Even if legacy carmakers in Europe and the U.S. go fully electric, will they be able to compete with China?

In terms of bringing affordable electric cars to the masses, no automaker in the U.S. or Europe has been able to come close to what’s being pumped out of the Middle Kingdom.

I wrote about this recently, noting that China’s BYD Corp. (OTCBB: BYDDY) is now selling a $10,000 electric car.  No US or European automaker can accomplish anything close to that.  Which is why such high tariffs have been put on these vehicles.

While we can’t know how long those tariffs will stay in place (although I believe they’ll be in place for a very long time), we do know that in order for legacy carmakers to gain more market share, they’re going to have to figure out how to bring more affordable EVs to market. 
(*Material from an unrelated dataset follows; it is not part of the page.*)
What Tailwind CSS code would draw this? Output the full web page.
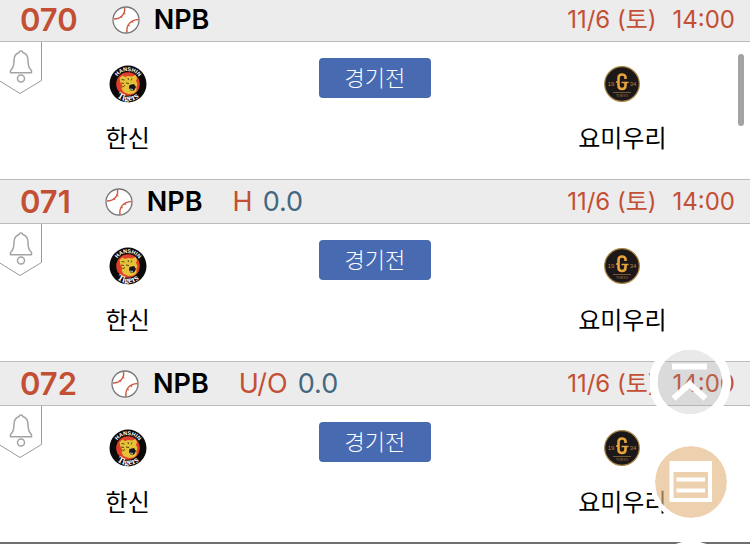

I believe Volvo fully understands the production cost advantages that exist in China, which is why the company’s EX30 is being partially built in China on a platform developed by Geely (OTCBB: GELYF), the seventh largest automaker in China that happens to be a majority shareholder of Volvo. 

To be sure, the EX30 is no slouch.

It’s a small SUV, but comes with all the bells and whistles you would expect from the carmaker.

It’s pretty slick-looking, too. 

ex30

 

And at $35k, it’s relatively affordable.

Still, I maintain that it’s going to be the sub-$30k EVs that really move the needle in the U.S. and Europe.  The carmakers that I believe will have those market-ready in the next few years include GM (NYSE: GM), Nissan (OTCBB: NSANY) and Stellantis (NASDAQ: STLA).  

GM will likely take the lead, though, as Stellantis and Nissan still don’t seem to have an affordable EV with a range exceeding 200 miles.  And that really will be the deal-breaker for most car buyers in the U.S.

Outside of South Korea, the U.S. remains the one EV market that cannot thrive in the absence of a 200-mile range vehicle – minimum.

The next iteration of GM’s Chevy Bolt is expected to deliver ranges exceeding 250 miles, and still come in at around $30k.  If it can still qualify for state and federal tax credits, that could bring the price down to between $15,000 and $22,500.

Make no mistake: at those price points, GM could ultimately end up selling more EVs than Tesla, which has long been the leader in the space.

Now if Uncle Elon can bring to market a $25,000 EV, which he has stated the company will do, that could change the game a bit.  But until we see some evidence of that actually happening, my money is on GM to dominate the low-cost EV market in the U.S.